Vers la transparence fiscale des multinationales

Après plusieurs mois de tractations entre le Parlement européen et le Conseil, un accord a été finalement trouvé le 1er juin à Bruxelles au sujet de la transparence fiscale des multinationales.

Les scandales financiers à répétition rappellent le besoin de plus de transparence fiscale dans l’Union. C’est en ce sens qu’un texte, qui doit encore être formellement voté, forcerait les entreprises au chiffre d’affaires dépassant 750 millions d’euros à déclarer leurs bénéfices, leur nombre d’employés et le montant de leurs impôts dans chacun des pays de l’Union européenne où elles opèrent, ainsi que dans les juridictions figurant sur la liste noire des paradis fiscaux de l’UE.

Proposée par la Commission en 2016, la mesure avait jusqu’alors été bloquée par les pays européens pratiquant une fiscalité avantageuse pour ces entreprises, comme l’Irlande ou le Luxembourg. Ce droit de véto a été contourné par les institutions européennes qui ont décrété que la transparence fiscale des multinationales relevait des questions de concurrence, pour lesquelles les décisions se prennent à la majorité qualifiée alors que les questions de fiscalité nécessitent des réponses à l’unanimité.

Cet accord intervient le jour du lancement de l’Observatoire européen de la fiscalité, organe dirigé par le français Gabriel Zucman, qui aura pour tâche d’informer les dirigeants politiques et de leur proposer des mesures pour mieux combattre la fraude et l’évasion fiscales. La directive européenne entend apporter une réponse aux scandales fiscaux de ces dernières années, comme les LuxLeaks ou les Panama Papers. Elle fait également suite aux discussions autour de la taxation des géants du numérique relancées avec l’arrivée au pouvoir aux États-Unis de Joe Biden qui souhaite mettre en place un impôt mondial sur les sociétés.

Mais la motivation principale des législateurs européens demeure les potentiels bénéfices financiers car la pandémie de Covid-19 a creusé des déficits publics abyssaux et les États explorent toutes les pistes pour renflouer les caisses publiques et mettre fin à la concurrence fiscale. Ce constat est partagé par la Commission qui s’apprête à contracter un emprunt massif pour financer le plan de relance européen et veut mettre un frein aux pratiques fiscales abusives.

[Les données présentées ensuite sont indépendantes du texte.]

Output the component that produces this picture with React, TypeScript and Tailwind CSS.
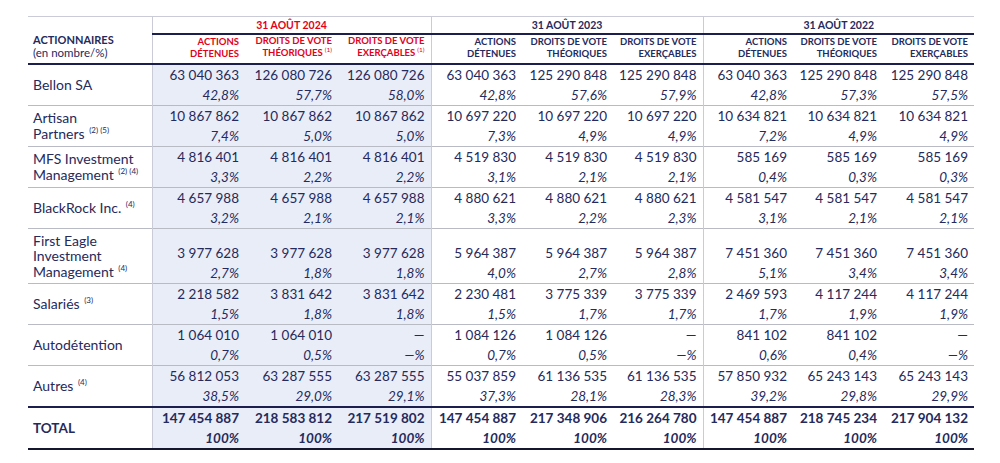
import React from 'react';

const navy = 'text-[#252a5c]';

type Cell = [string, string];

const rows: { label: React.ReactNode; cells: Cell[] }[] = [
  {
    label: <>Bellon SA</>,
    cells: [
      ['63 040 363', '42,8%'], ['126 080 726', '57,7%'], ['126 080 726', '58,0%'],
      ['63 040 363', '42,8%'], ['125 290 848', '57,6%'], ['125 290 848', '57,9%'],
      ['63 040 363', '42,8%'], ['125 290 848', '57,3%'], ['125 290 848', '57,5%'],
    ],
  },
  {
    label: <>Artisan<br />Partners <Note>(2) (5)</Note></>,
    cells: [
      ['10 867 862', '7,4%'], ['10 867 862', '5,0%'], ['10 867 862', '5,0%'],
      ['10 697 220', '7,3%'], ['10 697 220', '4,9%'], ['10 697 220', '4,9%'],
      ['10 634 821', '7,2%'], ['10 634 821', '4,9%'], ['10 634 821', '4,9%'],
    ],
  },
  {
    label: <>MFS Investment<br />Management <Note>(2) (4)</Note></>,
    cells: [
      ['4 816 401', '3,3%'], ['4 816 401', '2,2%'], ['4 816 401', '2,2%'],
      ['4 519 830', '3,1%'], ['4 519 830', '2,1%'], ['4 519 830', '2,1%'],
      ['585 169', '0,4%'], ['585 169', '0,3%'], ['585 169', '0,3%'],
    ],
  },
  {
    label: <>BlackRock Inc. <Note>(4)</Note></>,
    cells: [
      ['4 657 988', '3,2%'], ['4 657 988', '2,1%'], ['4 657 988', '2,1%'],
      ['4 880 621', '3,3%'], ['4 880 621', '2,2%'], ['4 880 621', '2,3%'],
      ['4 581 547', '3,1%'], ['4 581 547', '2,1%'], ['4 581 547', '2,1%'],
    ],
  },
  {
    label: <>First Eagle<br />Investment<br />Management <Note>(4)</Note></>,
    cells: [
      ['3 977 628', '2,7%'], ['3 977 628', '1,8%'], ['3 977 628', '1,8%'],
      ['5 964 387', '4,0%'], ['5 964 387', '2,7%'], ['5 964 387', '2,8%'],
      ['7 451 360', '5,1%'], ['7 451 360', '3,4%'], ['7 451 360', '3,4%'],
    ],
  },
  {
    label: <>Salariés <Note>(3)</Note></>,
    cells: [
      ['2 218 582', '1,5%'], ['3 831 642', '1,8%'], ['3 831 642', '1,8%'],
      ['2 230 481', '1,5%'], ['3 775 339', '1,7%'], ['3 775 339', '1,7%'],
      ['2 469 593', '1,7%'], ['4 117 244', '1,9%'], ['4 117 244', '1,9%'],
    ],
  },
  {
    label: <>Autodétention</>,
    cells: [
      ['1 064 010', '0,7%'], ['1 064 010', '0,5%'], ['—', '—%'],
      ['1 084 126', '0,7%'], ['1 084 126', '0,5%'], ['—', '—%'],
      ['841 102', '0,6%'], ['841 102', '0,4%'], ['—', '—%'],
    ],
  },
  {
    label: <>Autres <Note>(4)</Note></>,
    cells: [
      ['56 812 053', '38,5%'], ['63 287 555', '29,0%'], ['63 287 555', '29,1%'],
      ['55 037 859', '37,3%'], ['61 136 535', '28,1%'], ['61 136 535', '28,3%'],
      ['57 850 932', '39,2%'], ['65 243 143', '29,8%'], ['65 243 143', '29,9%'],
    ],
  },
];

const totals = [
  '147 454 887', '218 583 812', '217 519 802',
  '147 454 887', '217 348 906', '216 264 780',
  '147 454 887', '218 745 234', '217 904 132',
];

const widths = [124, 93, 93, 93, 91, 91, 90, 90, 90, 91];

function Note({ children }: { children: React.ReactNode }) {
  return <span className="text-[8px] leading-none relative -top-[6px] ml-[1px]">{children}</span>;
}

// column index -> cell decoration (group separators + 2024 shading)
function cellClass(i: number) {
  const sep = i === 0 || i === 3 || i === 6 ? 'border-l border-l-[#c9ccd6]' : '';
  const bg = i < 3 ? 'bg-[#e9edf7]' : '';
  return `${sep} ${bg}`;
}

const colHeads = [
  ['ACTIONS', 'DÉTENUES', false],
  ['DROITS DE VOTE', 'THÉORIQUES', true],
  ['DROITS DE VOTE', 'EXERÇABLES', true],
] as const;

export default function App() {
  return (
    <div className="w-[1000px] h-[463px] bg-white pt-[16px] pl-[28px]" style={{ fontFamily: 'Lato, "Noto Sans", sans-serif' }}>
      <table className={`border-collapse table-fixed w-[946px] ${navy}`}>
        <colgroup>
          {widths.map((w, i) => (
            <col key={i} style={{ width: w }} />
          ))}
        </colgroup>
        <thead>
          <tr className="border-t border-t-[#c9ccd6]">
            <th rowSpan={2} className="border-b-2 border-b-[#1c1f4d] align-bottom text-left pl-[5px] pb-[4px] font-normal">
              <div className="text-[11px] font-bold leading-[13px]">ACTIONNAIRES</div>
              <div className="text-[11.5px] leading-[13px]">(en nombre/%)</div>
            </th>
            {['31 AOÛT 2024', '31 AOÛT 2023', '31 AOÛT 2022'].map((d, g) => (
              <th
                key={d}
                colSpan={3}
                className={`h-[17px] border-l border-l-[#c9ccd6] border-b-2 border-b-[#1c1f4d] text-center text-[10.5px] font-bold leading-[13px] pt-[2px] ${g === 0 ? 'text-[#e2001a]' : ''}`}
              >
                {d}
              </th>
            ))}
          </tr>
          <tr className="border-b-2 border-b-[#1c1f4d]">
            {[0, 1, 2].map((g) =>
              colHeads.map(([a, b, note], j) => (
                <th
                  key={`${g}-${j}`}
                  className={`h-[30px] align-bottom text-right pr-[6px] pb-[2px] text-[9.5px] font-bold leading-[12.5px] whitespace-nowrap ${j === 0 ? 'border-l border-l-[#c9ccd6]' : ''} ${g === 0 ? 'text-[#e2001a]' : ''}`}
                >
                  <div>{a}</div>
                  <div>
                    {b}
                    {g === 0 && note && <span className="text-[6.5px] font-normal relative -top-[4px] ml-[2px]">(1)</span>}
                  </div>
                </th>
              )),
            )}
          </tr>
        </thead>
        <tbody>
          {rows.map((r, ri) => (
            <tr key={ri} className={ri === rows.length - 1 ? 'border-b-2 border-b-[#1c1f4d]' : 'border-b border-b-[#b9bbc4]'}>
              <td className="align-middle pl-[5px] py-[4px] text-[14px] leading-[15.5px] font-normal">{r.label}</td>
              {r.cells.map(([n, p], i) => (
                <td key={i} className={`align-bottom text-right pr-[6px] pt-0 pb-0 whitespace-nowrap ${cellClass(i)}`}>
                  <div className="text-[13.5px] leading-[20px]">{n}</div>
                  <div className="text-[13.5px] leading-[20px] italic">{p}</div>
                </td>
              ))}
            </tr>
          ))}
          <tr className="border-b-2 border-b-[#15172f]">
            <td className="align-middle pl-[5px] text-[13.5px] font-bold">TOTAL</td>
            {totals.map((n, i) => (
              <td key={i} className={`align-bottom text-right pr-[6px] pt-0 whitespace-nowrap ${cellClass(i)}`}>
                <div className="text-[13.5px] leading-[20px] font-bold">{n}</div>
                <div className="text-[13.5px] leading-[20px] italic font-bold">100%</div>
              </td>
            ))}
          </tr>
        </tbody>
      </table>
    </div>
  );
}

Ce potentiel gain financier n’est pas négligeable car l’évasion fiscale des entreprises priverait les comptes nationaux européens de 35 à 70 milliards d’euros chaque année. Toutefois, certains dénoncent l’inefficacité de la mesure car les entreprises seront tenues de déclarer leurs bénéfices pays par pays qu’en Europe et pourront agréger leurs données dans les autres pays. De plus de nombreux paradis fiscaux ne sont pas sur la liste de l’Union européenne. Malgré ces réserves, la directive, qui devrait rentrer en vigueur à compter de 2003 marque un pas en avant vers la transparence fiscale des multinationales.